As a firm that has recently experienced significant growth, CDC IXIS was concerned with potential capacity issues as well as branch management and communication, explains Henry Yiin, who manages network administration at the New York City office, the firm's central data-management point for many global applications.

Yiin rationalizes that the health of the network is of dire importance at a financial firm. "If the network failed or shut down for a few seconds during a trade or transaction, that trade may fail or end up losing a lot of money," he says.

The firm was granted permission for a network upgrade, Yiin says, during which time CDC IXIS implemented a new Cisco network. However, Yiin was also interested in a third-party vendor application for network troubleshooting.

"Even after the upgrade, we were experiencing problems. Some applications run slow, don't run at all, or stop working suddenly," Yiin notes. "If we can't come to the conclusion about where the problem comes from, we spend a lot of time troubleshooting, collecting information and data."

While a network-monitoring application could have been built in-house, Yiin says, the amount of customization involved would have been a difficult process for a small IT team already operating in multi-capacities. Yiin examined other solutions such as Computer Associate's Unicenter Management Portal as well as Concord eHealth Suite, but ultimately went with a solution from Mountain View, Calif.-based Network Physics.

"Network Physics works on a totally different concept. Others are based on device management and monitoring, but (NP) is based on traffic-flow monitoring," says Yiin, adding that the firm can configure the system to examine business or user groups, instead of just devices.

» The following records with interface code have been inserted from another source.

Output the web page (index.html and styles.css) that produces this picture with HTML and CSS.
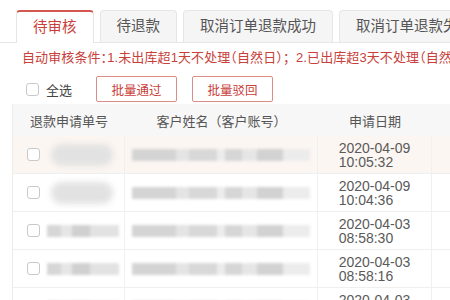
FILE: index.html
```html
<!DOCTYPE html>
<html lang="zh">
<head>
<meta charset="utf-8">
<link rel="stylesheet" href="styles.css">
</head>
<body>
<div class="page">
  <div class="tabs">
    <div class="tab active">待审核</div>
    <div class="tab">待退款</div>
    <div class="tab">取消订单退款成功</div>
    <div class="tab">取消订单退款失败</div>
  </div>
  <div class="notice">自动审核条件：1.未出库超1天不处理（自然日）<span class="fullw">；</span>2.已出库超3天不处理（自然日）</div>
  <div class="toolbar">
    <label class="selall"><span class="cb"></span>全选</label>
    <button class="btn">批量通过</button>
    <button class="btn">批量驳回</button>
  </div>
  <div class="table">
    <div class="row head">
      <div class="cell">退款申请单号</div>
      <div class="cell">客户姓名（客户账号）</div>
      <div class="cell">申请日期</div>
      <div class="cell"></div>
    </div>
    <div class="row hl">
      <div class="cell c1"><span class="cb"></span><span class="blob"></span></div>
      <div class="cell c2"><span class="bar"></span></div>
      <div class="cell date">2020-04-09<br>10:05:32</div>
      <div class="cell"></div>
    </div>
    <div class="row">
      <div class="cell c1"><span class="cb"></span><span class="blob"></span></div>
      <div class="cell c2"><span class="bar"></span></div>
      <div class="cell date">2020-04-09<br>10:04:36</div>
      <div class="cell"></div>
    </div>
    <div class="row">
      <div class="cell c1"><span class="cb"></span><span class="bar1"></span></div>
      <div class="cell c2"><span class="bar"></span></div>
      <div class="cell date">2020-04-03<br>08:58:30</div>
      <div class="cell"></div>
    </div>
    <div class="row">
      <div class="cell c1"><span class="cb"></span><span class="bar1"></span></div>
      <div class="cell c2"><span class="bar"></span></div>
      <div class="cell date">2020-04-03<br>08:58:16</div>
      <div class="cell"></div>
    </div>
    <div class="row">
      <div class="cell c1"><span class="cb"></span><span class="bar1"></span></div>
      <div class="cell c2"><span class="bar"></span></div>
      <div class="cell date">2020-04-03<br>08:57:50</div>
      <div class="cell"></div>
    </div>
  </div>
</div>
</body>
</html>
```

FILE: styles.css
```css
html, body {
  margin: 0;
  padding: 0;
  background: #fff;
  overflow: hidden;
}
body {
  font-family: "Liberation Sans", "Noto Sans CJK SC", sans-serif;
  color: #555;
}
.page {
  width: 450px;
  height: 300px;
  overflow: hidden;
  padding-top: 10px;
  box-sizing: border-box;
}
.tabs {
  display: flex;
  gap: 6px;
  padding-left: 16px;
  border-bottom: 1px solid #e6e6e6;
  white-space: nowrap;
  height: 32px;
}
.tab {
  flex: none;
  height: 32px;
  box-sizing: border-box;
  padding: 0 16px;
  font-size: 14.5px;
  line-height: 31px;
  color: #555;
  background: #f5f5f5;
  border: 1px solid #e6e6e6;
  border-bottom: none;
  border-radius: 4px 4px 0 0;
}
.tab.active {
  background: #fff;
  color: #c8403a;
  border-top: 2px solid #d2574f;
  line-height: 30px;
  height: 33px;
  margin-bottom: -1px;
}
.notice {
  margin-top: 7px;
  padding-left: 22px;
  font-size: 13px;
  font-feature-settings: "halt";
  letter-spacing: 0.1px;
  line-height: 16px;
  color: #c8403a;
  white-space: nowrap;
}
.notice .fullw {
  font-feature-settings: normal;
}
.toolbar {
  display: flex;
  align-items: center;
  height: 26px;
  margin-top: 10px;
  padding-left: 26px;
}
.selall {
  display: flex;
  align-items: center;
  font-size: 13px;
  color: #444;
  width: 70px;
}
.cb {
  display: inline-block;
  width: 11px;
  height: 11px;
  border: 1px solid #c9c9c9;
  border-radius: 3px;
  background: #fff;
  margin-right: 7px;
  flex: none;
}
.btn {
  height: 26px;
  width: 81px;
  box-sizing: border-box;
  border: 1px solid #dc8c86;
  border-radius: 2px;
  background: #fff;
  color: #c8403a;
  font-family: inherit;
  font-size: 12.5px;
  padding: 0;
  margin-right: 15px;
}
.table {
  margin-top: 2px;
  margin-left: 12px;
  border-left: 1px solid #ececec;
  width: 480px;
}
.row {
  display: grid;
  grid-template-columns: 112px 193px 114px 1fr;
  height: 38px;
  border-bottom: 1px solid #efefef;
  box-sizing: border-box;
}
.row.head {
  height: 32px;
  background: #f7f7f7;
  border-bottom: none;
}
.row.hl {
  background: #fcf6f2;
}
.cell {
  display: flex;
  align-items: center;
  justify-content: center;
  font-size: 13px;
  color: #555;
  border-right: 1px solid #f0f0f0;
  overflow: hidden;
}
.head .cell {
  border-right: none;
}
.cell.c1 {
  justify-content: flex-start;
  padding-left: 14px;
}
.cell.c2 {
  justify-content: flex-start;
  padding-left: 7px;
}
.cell.date {
  flex-direction: column;
  line-height: 14px;
  font-size: 14px;
  color: #5a5a5a;
}
.blob {
  display: block;
  width: 62px;
  height: 22px;
  border-radius: 12px;
  background: #e2e2e2;
  filter: blur(3px);
  margin-left: 4px;
}
.bar1 {
  display: block;
  width: 72px;
  height: 12px;
  background: linear-gradient(90deg, #d6d6d6 0 20%, #e6e6e6 20% 35%, #d0d0d0 35% 60%, #e2e2e2 60% 100%);
  filter: blur(1.5px);
  margin-left: 0;
}
.bar {
  display: block;
  width: 178px;
  height: 12px;
  background: linear-gradient(90deg, #d4d4d4 0 25%, #e4e4e4 25% 32%, #d8d8d8 32% 48%, #ececec 48% 52%, #d6d6d6 52% 62%, #e6e6e6 62% 70%, #d2d2d2 70% 85%, #ececec 85% 100%);
  filter: blur(1.5px);
}
```
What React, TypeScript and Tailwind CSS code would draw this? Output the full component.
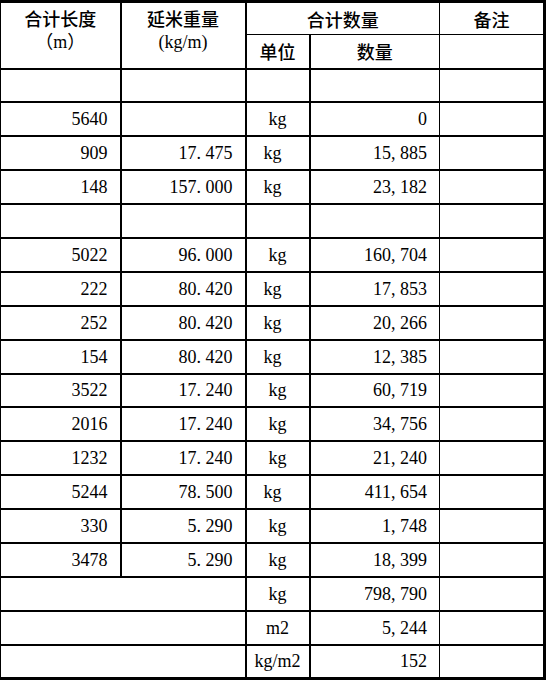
import React from "react";

type Row = { len?: string; wt?: string; unit?: string; qty?: string; left?: boolean; merged?: boolean };

const rows: Row[] = [
  {},
  { len: "5640", unit: "kg", qty: "0" },
  { len: "909", wt: "17.475", unit: "kg", qty: "15,885", left: true },
  { len: "148", wt: "157.000", unit: "kg", qty: "23,182", left: true },
  {},
  { len: "5022", wt: "96.000", unit: "kg", qty: "160,704" },
  { len: "222", wt: "80.420", unit: "kg", qty: "17,853", left: true },
  { len: "252", wt: "80.420", unit: "kg", qty: "20,266", left: true },
  { len: "154", wt: "80.420", unit: "kg", qty: "12,385", left: true },
  { len: "3522", wt: "17.240", unit: "kg", qty: "60,719" },
  { len: "2016", wt: "17.240", unit: "kg", qty: "34,756" },
  { len: "1232", wt: "17.240", unit: "kg", qty: "21,240" },
  { len: "5244", wt: "78.500", unit: "kg", qty: "411,654", left: true },
  { len: "330", wt: "5.290", unit: "kg", qty: "1,748" },
  { len: "3478", wt: "5.290", unit: "kg", qty: "18,399" },
  { merged: true, unit: "kg", qty: "798,790" },
  { merged: true, unit: "m2", qty: "5,244" },
  { merged: true, unit: "kg/m2", qty: "152" },
];

// SimSun-style half-width punctuation: give the dot and comma a full digit cell
function Num({ v }: { v?: string }) {
  if (!v) return null;
  const parts = v.split(/([.,])/);
  return (
    <>
      {parts.map((p, i) =>
        p === "." || p === "," ? (
          <span key={i} className="inline-block w-[9px] text-left">
            {p}
          </span>
        ) : (
          <React.Fragment key={i}>{p}</React.Fragment>
        )
      )}
    </>
  );
}

const serif = "font-['Liberation_Serif','Noto_Sans_CJK_SC',serif]";
const cjk = "font-['Noto_Sans_CJK_SC',sans-serif]";

export default function App() {
  return (
    <div className="w-[546px] h-[682px] bg-white overflow-hidden">
      <table
        className={`w-[546px] table-fixed border-collapse text-black text-[18px] ${serif} border-t-[3px] border-b-[3px] border-r-[3px] border-l border-black`}
      >
        <colgroup>
          <col className="w-[120px]" />
          <col className="w-[125px]" />
          <col className="w-[64px]" />
          <col className="w-[130px]" />
          <col />
        </colgroup>
        <thead>
          <tr className="h-[33px]">
            <th
              rowSpan={2}
              className="border-r-2 border-b-2 border-black align-top pt-[3px] font-normal leading-[24px]"
            >
              <div className={`${cjk} font-medium`}>合计长度</div>
              <div className="font-normal">（m）</div>
            </th>
            <th
              rowSpan={2}
              className="border-r-2 border-b-2 border-black align-top pt-[3px] font-normal leading-[24px]"
            >
              <div className={`${cjk} font-medium`}>延米重量</div>
              <div>(kg/m)</div>
            </th>
            <th colSpan={2} className={`border-r border-b border-black ${cjk} font-medium leading-[24px]`}>
              合计数量
            </th>
            <th className={`border-b border-black ${cjk} font-medium leading-[24px]`}>备注</th>
          </tr>
          <tr className="h-[34px]">
            <th className={`border-r-2 border-b-2 border-black ${cjk} font-medium`}>单位</th>
            <th className={`border-r border-b-2 border-black ${cjk} font-medium`}>数量</th>
            <th className="border-b-2 border-black" />
          </tr>
        </thead>
        <tbody>
          {rows.map((r, i) => (
            <tr key={i} className="h-[33.9px] leading-none">
              {r.merged ? (
                <td colSpan={2} className="border-r-2 border-b-2 border-black" />
              ) : (
                <>
                  <td className="border-r-2 border-b-2 border-black text-right pr-[12px]">{r.len}</td>
                  <td className="border-r-2 border-b-2 border-black text-right pr-[12px]">
                    <Num v={r.wt} />
                  </td>
                </>
              )}
              <td
                className={`border-r-2 border-b-2 border-black ${r.left ? "text-left pl-[17px]" : "text-center"}`}
              >
                {r.unit}
              </td>
              <td className="border-r border-b-2 border-black text-right pr-[12px]">
                <Num v={r.qty} />
              </td>
              <td className="border-b-2 border-black" />
            </tr>
          ))}
        </tbody>
      </table>
    </div>
  );
}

Yiin explains that other tools, some of which the firm was previously using, were able to determine the failure of a device, but lacked the ability to determine the source of the problem. NP-1000, on the other hand, can spot problems before they end up affecting the user, Yiin says. In fact, the user often doesn't even know that a problem existed.

"We feel that the tool helps us to react proactively to fix the problem, change configurations, and make things right," he continues.

CDC IXIS has already yielded benefits from the system, Yiin says. As a network administrator, much of his time has been freed since NP-1000 can determine that some problems are unrelated to the network, thereby eliminating him from the chain of response.

"When there is a problem that is not a network problem, whoever supports that application is paged instead of me," Yiin says. "With this tool, it is obvious and clear, so that has saved us time of going back and forth."

Yiin will also be able to get rid of other services that were drying out his budget, such as an outsourced service for device monitoring and reporting on bandwidth use and capacity issues. "Now that I have (NP) running, I can publish a realistic report based on business groups directly to the web."

Network Physics expects to release the newest update of the solution in the first half of next year, according to a spokeswoman, which is set to include real-traffic data capturing, triggered by events, instead of enabling it manually. Yiin explains that the vendor has been quick to respond to his update requests, adding that this feature is one he is looking forward to.